** start of INFORMATION SHOWN **

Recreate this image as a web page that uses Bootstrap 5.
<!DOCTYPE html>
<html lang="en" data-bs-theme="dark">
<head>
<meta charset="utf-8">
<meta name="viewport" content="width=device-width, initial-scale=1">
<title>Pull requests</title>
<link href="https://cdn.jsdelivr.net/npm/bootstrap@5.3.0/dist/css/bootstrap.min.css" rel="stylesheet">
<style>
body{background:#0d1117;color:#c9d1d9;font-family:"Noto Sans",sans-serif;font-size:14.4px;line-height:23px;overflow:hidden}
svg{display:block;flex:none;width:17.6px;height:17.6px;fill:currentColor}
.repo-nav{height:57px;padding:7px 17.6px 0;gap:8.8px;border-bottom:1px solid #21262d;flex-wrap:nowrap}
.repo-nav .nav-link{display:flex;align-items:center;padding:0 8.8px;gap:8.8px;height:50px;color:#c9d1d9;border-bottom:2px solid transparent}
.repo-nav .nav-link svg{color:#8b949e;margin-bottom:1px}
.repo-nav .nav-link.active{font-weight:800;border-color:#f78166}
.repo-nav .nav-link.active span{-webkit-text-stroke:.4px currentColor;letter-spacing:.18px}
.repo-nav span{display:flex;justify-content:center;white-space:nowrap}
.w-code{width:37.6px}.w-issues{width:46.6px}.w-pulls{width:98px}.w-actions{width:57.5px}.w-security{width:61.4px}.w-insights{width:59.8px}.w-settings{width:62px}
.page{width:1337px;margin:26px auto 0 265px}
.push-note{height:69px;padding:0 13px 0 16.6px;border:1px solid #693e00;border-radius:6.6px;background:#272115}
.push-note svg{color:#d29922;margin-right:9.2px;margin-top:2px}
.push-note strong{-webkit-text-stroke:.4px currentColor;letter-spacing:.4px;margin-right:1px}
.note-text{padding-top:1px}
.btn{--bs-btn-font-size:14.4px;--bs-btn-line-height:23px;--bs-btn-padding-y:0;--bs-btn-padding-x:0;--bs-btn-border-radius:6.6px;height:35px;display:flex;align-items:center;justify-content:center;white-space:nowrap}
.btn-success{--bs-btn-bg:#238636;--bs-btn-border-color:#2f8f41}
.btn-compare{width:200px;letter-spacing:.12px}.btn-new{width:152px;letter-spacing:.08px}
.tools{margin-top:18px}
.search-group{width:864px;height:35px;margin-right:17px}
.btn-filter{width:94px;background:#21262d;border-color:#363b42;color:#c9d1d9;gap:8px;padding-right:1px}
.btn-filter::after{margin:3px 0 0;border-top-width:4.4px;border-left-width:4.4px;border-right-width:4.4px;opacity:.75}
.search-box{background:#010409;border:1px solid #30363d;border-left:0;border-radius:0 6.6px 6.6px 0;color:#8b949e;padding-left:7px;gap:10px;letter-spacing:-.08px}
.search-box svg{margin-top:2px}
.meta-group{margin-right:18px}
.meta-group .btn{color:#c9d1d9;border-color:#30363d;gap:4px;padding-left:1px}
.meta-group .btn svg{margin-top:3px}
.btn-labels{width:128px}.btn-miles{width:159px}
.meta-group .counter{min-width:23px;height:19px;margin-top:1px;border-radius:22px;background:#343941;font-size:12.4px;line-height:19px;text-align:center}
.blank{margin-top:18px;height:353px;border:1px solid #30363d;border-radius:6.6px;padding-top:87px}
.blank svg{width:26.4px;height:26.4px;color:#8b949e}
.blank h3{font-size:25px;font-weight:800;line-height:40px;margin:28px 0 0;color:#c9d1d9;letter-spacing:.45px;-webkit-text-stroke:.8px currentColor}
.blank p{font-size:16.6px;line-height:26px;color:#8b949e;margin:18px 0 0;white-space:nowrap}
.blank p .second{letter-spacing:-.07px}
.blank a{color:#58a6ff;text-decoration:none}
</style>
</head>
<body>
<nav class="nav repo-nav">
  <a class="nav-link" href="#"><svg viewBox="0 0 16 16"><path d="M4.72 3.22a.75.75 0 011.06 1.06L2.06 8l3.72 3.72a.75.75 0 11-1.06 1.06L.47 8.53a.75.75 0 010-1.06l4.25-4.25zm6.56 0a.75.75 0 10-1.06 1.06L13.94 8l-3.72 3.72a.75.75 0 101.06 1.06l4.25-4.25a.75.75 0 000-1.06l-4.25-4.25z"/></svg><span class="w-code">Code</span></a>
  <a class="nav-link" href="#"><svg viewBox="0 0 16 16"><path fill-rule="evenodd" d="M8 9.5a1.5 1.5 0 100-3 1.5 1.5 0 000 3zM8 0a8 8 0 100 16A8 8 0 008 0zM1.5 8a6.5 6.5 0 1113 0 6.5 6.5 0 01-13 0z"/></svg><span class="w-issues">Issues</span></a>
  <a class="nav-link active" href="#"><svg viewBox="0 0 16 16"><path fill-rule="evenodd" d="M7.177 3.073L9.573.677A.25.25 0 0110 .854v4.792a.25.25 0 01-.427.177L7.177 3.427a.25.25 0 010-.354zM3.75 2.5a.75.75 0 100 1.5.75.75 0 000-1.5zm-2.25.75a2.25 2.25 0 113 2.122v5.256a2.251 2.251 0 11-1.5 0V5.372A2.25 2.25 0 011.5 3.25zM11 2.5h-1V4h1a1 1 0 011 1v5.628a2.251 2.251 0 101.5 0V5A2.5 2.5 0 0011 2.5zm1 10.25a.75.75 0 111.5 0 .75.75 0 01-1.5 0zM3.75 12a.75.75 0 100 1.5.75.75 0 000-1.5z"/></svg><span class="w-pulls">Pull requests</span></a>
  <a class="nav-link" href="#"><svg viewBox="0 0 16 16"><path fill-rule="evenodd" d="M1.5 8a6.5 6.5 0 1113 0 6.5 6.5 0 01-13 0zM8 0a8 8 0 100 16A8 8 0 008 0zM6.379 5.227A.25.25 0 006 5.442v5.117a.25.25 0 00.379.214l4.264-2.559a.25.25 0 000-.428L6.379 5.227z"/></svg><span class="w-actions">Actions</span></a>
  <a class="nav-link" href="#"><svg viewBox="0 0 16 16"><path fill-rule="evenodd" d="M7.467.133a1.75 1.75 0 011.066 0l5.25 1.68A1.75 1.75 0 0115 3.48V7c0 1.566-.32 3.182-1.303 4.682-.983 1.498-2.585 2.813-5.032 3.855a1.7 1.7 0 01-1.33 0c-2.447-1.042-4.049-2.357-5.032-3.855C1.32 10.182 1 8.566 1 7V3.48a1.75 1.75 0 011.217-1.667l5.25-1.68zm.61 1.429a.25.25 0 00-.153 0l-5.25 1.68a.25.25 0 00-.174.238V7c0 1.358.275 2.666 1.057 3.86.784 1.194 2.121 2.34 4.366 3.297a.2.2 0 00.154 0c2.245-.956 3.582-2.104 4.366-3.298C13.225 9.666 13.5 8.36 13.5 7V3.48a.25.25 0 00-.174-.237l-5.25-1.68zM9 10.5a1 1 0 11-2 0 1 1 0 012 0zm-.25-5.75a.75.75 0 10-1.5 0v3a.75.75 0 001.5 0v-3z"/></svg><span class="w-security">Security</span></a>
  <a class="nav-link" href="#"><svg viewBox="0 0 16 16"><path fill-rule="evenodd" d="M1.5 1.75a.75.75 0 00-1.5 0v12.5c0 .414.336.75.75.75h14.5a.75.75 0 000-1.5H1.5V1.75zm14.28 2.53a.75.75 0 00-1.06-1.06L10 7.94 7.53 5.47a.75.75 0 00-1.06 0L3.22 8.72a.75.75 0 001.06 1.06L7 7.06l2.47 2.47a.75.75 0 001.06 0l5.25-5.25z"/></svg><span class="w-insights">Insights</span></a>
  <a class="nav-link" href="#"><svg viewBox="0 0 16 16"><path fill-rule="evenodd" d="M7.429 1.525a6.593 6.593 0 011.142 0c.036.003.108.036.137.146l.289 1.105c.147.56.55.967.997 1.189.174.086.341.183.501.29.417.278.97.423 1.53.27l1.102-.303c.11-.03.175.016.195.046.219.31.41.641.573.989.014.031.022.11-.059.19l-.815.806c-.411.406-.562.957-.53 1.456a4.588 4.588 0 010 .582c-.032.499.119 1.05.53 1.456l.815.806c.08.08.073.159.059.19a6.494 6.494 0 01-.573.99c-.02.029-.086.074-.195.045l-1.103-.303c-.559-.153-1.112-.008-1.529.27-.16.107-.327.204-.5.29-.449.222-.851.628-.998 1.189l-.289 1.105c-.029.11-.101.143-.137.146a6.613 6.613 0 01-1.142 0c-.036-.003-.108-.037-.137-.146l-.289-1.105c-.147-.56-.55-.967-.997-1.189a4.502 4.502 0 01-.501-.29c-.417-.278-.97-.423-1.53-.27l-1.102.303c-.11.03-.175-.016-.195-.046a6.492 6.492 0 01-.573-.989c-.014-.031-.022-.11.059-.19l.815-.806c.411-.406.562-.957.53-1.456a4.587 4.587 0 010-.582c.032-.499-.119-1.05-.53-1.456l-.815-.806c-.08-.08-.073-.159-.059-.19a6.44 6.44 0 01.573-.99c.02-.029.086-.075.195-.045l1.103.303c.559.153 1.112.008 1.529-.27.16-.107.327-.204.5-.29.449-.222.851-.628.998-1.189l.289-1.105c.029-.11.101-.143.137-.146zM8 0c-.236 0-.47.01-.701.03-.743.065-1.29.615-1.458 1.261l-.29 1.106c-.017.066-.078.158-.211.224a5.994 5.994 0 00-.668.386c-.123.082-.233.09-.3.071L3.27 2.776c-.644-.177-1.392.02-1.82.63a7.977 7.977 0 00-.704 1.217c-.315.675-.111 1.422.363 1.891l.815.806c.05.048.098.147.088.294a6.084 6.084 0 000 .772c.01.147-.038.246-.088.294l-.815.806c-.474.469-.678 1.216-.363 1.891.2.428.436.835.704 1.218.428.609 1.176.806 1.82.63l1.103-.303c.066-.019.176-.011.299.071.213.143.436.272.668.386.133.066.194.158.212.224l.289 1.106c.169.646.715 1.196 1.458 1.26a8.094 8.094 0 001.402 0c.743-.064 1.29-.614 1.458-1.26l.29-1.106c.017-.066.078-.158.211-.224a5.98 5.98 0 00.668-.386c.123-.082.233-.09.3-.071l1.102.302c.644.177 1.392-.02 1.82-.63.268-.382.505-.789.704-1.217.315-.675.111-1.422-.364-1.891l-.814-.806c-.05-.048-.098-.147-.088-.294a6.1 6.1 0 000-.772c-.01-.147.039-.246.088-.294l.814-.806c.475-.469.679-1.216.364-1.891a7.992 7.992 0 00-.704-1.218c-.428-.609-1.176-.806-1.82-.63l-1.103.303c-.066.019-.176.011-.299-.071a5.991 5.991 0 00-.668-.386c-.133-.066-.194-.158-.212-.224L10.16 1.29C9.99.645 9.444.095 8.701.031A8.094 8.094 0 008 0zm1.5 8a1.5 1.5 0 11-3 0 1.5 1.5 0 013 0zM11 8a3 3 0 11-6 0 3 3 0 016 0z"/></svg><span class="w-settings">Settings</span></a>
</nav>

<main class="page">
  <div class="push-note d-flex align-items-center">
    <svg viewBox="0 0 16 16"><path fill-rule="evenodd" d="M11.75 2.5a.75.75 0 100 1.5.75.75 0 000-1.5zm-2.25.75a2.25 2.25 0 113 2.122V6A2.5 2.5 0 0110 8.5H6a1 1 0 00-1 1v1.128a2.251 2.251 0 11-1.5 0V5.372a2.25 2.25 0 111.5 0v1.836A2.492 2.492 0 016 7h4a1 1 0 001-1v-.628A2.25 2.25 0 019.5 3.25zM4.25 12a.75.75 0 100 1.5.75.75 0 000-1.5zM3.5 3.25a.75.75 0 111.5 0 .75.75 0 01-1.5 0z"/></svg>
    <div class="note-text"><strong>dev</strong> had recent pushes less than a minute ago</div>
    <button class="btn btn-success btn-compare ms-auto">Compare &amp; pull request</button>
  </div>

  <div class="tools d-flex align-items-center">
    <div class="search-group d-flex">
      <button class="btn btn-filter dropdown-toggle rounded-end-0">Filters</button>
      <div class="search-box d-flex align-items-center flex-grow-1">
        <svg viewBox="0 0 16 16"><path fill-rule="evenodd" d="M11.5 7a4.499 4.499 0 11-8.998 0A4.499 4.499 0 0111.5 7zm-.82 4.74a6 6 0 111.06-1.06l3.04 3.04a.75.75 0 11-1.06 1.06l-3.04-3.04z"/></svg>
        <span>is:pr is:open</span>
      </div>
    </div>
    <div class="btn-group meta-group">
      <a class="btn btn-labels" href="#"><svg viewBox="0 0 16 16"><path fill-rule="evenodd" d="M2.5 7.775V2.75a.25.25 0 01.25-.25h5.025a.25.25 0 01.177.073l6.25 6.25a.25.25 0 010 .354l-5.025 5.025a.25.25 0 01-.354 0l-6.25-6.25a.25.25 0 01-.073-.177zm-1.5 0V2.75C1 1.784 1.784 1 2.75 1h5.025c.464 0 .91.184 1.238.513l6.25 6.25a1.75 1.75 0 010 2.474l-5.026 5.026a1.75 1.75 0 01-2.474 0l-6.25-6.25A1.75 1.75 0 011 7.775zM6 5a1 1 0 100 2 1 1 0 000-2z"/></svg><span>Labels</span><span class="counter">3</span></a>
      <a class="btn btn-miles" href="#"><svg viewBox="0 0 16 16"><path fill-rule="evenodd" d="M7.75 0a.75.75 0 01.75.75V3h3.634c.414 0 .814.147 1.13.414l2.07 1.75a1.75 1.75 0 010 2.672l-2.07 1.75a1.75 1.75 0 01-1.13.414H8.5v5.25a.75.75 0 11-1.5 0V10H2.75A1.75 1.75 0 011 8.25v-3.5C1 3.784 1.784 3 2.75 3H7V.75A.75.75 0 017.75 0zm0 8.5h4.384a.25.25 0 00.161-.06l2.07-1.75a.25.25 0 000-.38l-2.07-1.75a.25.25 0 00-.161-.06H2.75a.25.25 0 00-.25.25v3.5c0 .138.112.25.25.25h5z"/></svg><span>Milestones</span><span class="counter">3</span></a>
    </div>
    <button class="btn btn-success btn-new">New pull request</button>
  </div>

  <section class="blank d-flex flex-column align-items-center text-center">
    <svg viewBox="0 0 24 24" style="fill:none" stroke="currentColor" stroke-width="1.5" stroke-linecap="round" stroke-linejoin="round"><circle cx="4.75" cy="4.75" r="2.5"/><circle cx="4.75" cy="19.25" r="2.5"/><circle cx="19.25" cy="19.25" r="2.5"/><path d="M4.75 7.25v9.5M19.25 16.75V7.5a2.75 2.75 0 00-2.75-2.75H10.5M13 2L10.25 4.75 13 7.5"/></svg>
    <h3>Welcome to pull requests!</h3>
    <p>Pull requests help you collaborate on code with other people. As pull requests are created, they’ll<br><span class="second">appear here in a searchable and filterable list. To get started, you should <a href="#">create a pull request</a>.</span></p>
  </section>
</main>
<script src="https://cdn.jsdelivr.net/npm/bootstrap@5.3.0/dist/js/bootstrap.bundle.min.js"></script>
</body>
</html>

** end of INFORMATION SHOWN **

== TASK GOAL ==
Extract all lines from the material above that include the word "page".

== REPLY ==
Recreate this image as a web page that uses Bootstrap 5.
.page{width:1337px;margin:26px auto 0 265px}
<main class="page">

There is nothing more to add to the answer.